Give every line from the entries that contains "this".
___ Extracted data ___
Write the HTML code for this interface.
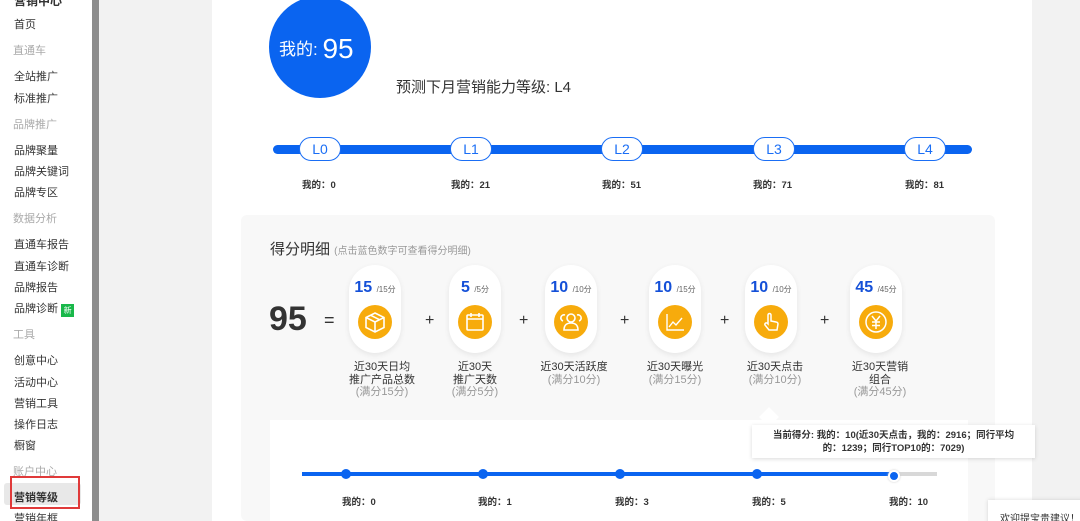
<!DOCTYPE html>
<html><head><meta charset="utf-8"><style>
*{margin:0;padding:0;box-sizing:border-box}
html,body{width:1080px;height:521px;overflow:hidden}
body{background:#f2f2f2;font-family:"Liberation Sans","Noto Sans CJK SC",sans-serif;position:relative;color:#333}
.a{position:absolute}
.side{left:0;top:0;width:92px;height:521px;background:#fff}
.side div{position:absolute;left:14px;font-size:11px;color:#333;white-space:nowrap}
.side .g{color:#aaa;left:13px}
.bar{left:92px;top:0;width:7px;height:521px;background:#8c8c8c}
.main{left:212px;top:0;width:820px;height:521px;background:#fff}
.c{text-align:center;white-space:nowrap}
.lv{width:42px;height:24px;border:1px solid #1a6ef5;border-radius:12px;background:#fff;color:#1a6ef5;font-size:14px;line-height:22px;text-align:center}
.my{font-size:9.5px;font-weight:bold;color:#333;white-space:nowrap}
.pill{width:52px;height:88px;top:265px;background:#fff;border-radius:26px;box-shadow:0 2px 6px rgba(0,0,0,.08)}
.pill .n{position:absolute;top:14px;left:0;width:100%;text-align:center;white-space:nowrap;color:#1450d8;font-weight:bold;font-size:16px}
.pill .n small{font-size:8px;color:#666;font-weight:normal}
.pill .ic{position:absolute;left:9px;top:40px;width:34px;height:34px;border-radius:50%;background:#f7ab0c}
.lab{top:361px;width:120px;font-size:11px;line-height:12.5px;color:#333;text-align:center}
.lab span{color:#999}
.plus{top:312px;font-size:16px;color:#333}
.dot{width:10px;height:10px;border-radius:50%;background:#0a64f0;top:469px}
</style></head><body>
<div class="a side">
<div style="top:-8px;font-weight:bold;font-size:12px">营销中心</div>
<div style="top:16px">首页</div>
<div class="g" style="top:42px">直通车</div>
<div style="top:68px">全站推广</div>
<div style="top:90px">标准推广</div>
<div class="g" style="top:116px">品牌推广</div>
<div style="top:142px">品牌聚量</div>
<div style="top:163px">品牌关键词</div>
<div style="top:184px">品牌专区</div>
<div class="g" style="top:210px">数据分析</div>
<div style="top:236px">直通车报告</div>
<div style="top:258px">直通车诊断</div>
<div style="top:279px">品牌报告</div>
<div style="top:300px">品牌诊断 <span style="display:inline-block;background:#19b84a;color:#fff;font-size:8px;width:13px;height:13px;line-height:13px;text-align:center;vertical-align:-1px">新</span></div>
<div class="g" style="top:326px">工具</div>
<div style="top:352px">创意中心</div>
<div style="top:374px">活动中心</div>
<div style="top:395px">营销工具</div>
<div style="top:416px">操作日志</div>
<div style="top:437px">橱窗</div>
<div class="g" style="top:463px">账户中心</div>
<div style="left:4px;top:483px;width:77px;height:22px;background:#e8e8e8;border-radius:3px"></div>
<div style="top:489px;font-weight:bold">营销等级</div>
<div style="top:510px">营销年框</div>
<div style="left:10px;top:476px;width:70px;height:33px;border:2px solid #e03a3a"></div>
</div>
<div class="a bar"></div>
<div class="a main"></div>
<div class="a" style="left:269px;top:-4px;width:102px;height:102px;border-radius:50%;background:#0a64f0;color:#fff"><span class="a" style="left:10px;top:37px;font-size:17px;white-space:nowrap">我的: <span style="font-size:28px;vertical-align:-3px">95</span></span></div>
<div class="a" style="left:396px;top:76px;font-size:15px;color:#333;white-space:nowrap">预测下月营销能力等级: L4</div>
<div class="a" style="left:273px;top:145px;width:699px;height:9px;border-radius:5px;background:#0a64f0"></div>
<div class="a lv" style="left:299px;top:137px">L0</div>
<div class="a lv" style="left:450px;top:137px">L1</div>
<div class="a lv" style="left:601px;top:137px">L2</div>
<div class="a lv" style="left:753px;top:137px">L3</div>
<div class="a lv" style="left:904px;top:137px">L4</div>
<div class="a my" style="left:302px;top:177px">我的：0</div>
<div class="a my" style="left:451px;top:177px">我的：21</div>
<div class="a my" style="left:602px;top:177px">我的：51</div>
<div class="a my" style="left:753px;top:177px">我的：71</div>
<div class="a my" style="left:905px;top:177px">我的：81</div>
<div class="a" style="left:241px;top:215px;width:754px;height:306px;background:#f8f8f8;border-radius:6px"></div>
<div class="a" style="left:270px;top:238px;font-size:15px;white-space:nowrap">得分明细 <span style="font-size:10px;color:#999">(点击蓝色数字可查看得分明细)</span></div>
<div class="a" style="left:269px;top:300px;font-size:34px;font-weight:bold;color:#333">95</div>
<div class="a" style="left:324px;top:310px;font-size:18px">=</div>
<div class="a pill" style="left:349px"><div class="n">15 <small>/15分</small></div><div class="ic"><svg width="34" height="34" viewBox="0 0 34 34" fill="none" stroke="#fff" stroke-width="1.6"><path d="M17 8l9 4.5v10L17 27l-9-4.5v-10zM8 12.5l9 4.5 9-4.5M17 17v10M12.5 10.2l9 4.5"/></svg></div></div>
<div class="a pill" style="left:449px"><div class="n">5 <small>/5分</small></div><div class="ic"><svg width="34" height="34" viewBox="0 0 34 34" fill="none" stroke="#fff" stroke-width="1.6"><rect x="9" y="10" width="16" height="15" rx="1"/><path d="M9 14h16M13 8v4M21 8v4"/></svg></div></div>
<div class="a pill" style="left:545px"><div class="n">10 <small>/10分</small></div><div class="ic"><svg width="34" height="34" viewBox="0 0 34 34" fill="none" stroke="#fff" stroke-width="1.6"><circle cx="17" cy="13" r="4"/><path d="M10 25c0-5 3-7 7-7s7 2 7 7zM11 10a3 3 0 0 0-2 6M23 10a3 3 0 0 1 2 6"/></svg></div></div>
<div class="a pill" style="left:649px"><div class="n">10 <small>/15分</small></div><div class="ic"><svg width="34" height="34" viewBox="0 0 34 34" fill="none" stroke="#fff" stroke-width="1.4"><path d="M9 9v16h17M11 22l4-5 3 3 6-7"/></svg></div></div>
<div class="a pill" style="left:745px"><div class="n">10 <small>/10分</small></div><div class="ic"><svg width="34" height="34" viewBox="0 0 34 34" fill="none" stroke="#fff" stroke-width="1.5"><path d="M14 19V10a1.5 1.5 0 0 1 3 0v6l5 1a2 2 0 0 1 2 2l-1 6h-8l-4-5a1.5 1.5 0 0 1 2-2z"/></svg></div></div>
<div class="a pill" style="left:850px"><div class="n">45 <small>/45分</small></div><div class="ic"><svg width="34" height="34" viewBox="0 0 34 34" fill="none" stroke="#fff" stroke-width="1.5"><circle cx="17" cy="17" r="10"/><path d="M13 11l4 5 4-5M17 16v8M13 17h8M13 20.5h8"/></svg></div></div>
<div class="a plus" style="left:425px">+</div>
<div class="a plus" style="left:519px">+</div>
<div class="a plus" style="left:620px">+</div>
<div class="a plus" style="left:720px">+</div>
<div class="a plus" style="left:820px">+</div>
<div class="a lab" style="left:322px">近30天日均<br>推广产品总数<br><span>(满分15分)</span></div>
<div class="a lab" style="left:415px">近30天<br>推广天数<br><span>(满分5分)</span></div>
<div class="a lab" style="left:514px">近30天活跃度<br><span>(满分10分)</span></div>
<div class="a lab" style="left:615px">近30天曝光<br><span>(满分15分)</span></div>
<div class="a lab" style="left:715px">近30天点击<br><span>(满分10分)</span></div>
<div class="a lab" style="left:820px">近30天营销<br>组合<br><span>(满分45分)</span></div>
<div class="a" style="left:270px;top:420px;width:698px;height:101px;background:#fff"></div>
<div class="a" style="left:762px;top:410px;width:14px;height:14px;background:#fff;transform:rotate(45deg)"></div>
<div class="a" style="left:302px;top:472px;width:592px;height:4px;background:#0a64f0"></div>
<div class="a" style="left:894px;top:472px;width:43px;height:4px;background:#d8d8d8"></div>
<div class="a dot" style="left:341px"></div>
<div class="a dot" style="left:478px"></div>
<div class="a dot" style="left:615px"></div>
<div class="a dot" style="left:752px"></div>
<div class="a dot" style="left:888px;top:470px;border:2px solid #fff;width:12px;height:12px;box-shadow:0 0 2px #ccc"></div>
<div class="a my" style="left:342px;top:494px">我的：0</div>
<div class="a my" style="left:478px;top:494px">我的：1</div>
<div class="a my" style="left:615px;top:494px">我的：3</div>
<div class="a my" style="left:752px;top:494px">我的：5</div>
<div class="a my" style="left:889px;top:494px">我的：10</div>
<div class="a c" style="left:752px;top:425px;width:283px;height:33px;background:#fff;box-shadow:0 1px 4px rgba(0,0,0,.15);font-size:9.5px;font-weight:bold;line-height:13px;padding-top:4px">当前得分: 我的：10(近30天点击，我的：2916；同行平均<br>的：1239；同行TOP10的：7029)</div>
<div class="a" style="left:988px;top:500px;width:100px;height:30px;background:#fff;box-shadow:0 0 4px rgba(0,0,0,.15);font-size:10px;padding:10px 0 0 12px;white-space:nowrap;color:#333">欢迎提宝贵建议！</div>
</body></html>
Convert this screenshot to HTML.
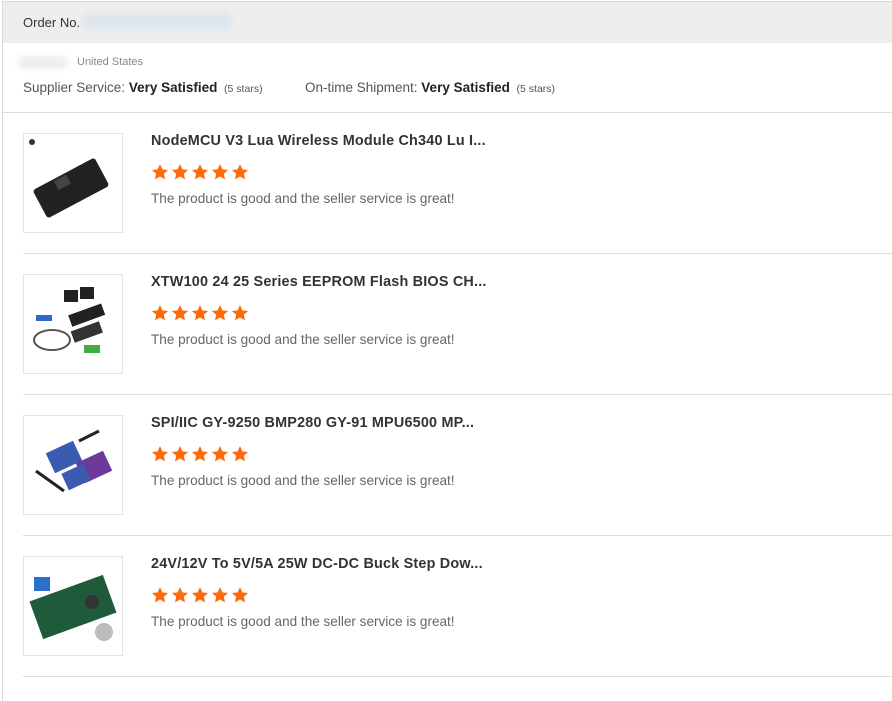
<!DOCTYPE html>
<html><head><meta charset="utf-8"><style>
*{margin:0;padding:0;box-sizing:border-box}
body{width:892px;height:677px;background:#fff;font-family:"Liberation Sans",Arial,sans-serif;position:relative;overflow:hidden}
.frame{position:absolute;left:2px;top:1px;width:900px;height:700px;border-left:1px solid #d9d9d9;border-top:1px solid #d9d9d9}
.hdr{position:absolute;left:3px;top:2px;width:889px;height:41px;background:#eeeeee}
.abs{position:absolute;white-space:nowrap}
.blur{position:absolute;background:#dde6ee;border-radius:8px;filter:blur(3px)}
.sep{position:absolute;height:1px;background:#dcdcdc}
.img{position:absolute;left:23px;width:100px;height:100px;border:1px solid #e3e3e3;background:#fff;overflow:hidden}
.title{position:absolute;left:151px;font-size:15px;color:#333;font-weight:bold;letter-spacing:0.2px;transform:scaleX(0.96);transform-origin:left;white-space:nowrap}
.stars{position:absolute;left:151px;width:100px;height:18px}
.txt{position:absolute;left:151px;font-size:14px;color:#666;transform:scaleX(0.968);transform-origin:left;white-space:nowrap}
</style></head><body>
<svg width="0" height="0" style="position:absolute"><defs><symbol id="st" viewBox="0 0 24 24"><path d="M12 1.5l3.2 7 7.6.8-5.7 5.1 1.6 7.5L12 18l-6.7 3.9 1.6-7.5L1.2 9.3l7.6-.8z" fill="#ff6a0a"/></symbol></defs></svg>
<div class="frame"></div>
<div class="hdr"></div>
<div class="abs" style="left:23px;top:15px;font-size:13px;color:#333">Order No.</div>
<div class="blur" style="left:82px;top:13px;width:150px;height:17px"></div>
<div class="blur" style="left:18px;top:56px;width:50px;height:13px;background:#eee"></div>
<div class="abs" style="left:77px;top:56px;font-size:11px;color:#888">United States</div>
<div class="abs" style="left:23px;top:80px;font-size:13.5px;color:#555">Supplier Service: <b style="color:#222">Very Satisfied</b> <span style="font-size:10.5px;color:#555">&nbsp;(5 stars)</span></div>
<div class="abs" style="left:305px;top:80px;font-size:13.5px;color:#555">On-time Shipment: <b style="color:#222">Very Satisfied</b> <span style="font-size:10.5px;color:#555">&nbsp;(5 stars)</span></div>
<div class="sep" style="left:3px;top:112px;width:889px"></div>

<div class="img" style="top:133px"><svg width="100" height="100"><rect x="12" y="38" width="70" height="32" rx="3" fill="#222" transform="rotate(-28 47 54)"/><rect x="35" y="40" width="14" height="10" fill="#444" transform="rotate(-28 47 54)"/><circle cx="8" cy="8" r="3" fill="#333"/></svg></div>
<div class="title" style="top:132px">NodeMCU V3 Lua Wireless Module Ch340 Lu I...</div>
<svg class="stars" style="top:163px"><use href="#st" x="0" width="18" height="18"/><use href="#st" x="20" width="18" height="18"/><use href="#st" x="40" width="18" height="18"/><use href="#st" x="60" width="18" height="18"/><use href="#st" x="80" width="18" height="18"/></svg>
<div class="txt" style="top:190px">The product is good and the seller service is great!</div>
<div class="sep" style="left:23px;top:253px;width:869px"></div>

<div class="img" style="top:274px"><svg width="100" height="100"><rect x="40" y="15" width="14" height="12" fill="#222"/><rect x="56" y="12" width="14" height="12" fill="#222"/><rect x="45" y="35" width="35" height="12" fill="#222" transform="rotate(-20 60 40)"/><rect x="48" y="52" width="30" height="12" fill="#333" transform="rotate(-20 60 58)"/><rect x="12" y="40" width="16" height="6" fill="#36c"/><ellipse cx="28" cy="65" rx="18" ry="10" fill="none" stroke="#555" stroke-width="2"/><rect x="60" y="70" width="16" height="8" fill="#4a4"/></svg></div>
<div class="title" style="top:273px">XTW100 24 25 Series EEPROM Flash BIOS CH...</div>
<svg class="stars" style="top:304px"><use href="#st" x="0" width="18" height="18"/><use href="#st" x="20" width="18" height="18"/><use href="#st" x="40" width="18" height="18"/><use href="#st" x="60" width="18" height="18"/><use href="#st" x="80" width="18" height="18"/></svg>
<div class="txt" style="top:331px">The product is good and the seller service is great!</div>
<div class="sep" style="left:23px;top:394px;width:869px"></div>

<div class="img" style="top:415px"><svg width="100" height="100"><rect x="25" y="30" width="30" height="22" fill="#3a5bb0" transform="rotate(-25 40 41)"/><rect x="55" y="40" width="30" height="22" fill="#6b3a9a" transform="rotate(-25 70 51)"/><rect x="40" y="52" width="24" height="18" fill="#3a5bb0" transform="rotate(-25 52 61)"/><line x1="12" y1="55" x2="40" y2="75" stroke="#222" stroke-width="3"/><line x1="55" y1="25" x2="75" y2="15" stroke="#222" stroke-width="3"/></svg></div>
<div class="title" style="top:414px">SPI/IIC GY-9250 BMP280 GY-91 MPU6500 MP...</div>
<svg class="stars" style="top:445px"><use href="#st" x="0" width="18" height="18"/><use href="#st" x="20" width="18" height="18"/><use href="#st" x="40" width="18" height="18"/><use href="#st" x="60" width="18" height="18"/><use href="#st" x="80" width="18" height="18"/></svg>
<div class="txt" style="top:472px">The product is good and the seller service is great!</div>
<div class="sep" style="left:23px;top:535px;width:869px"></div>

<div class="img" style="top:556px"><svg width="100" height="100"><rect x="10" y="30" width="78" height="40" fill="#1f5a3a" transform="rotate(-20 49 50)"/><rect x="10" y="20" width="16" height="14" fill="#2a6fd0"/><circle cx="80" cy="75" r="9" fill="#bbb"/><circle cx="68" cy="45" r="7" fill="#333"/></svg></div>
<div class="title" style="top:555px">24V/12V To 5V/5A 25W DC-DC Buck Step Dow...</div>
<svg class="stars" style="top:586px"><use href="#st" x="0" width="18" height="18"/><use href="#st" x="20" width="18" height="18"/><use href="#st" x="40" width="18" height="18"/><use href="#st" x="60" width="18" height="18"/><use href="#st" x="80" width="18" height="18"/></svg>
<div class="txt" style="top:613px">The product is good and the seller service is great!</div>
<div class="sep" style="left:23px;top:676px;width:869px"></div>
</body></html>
___
Result below
Write the HTML code for this interface.
Convert this screenshot to HTML.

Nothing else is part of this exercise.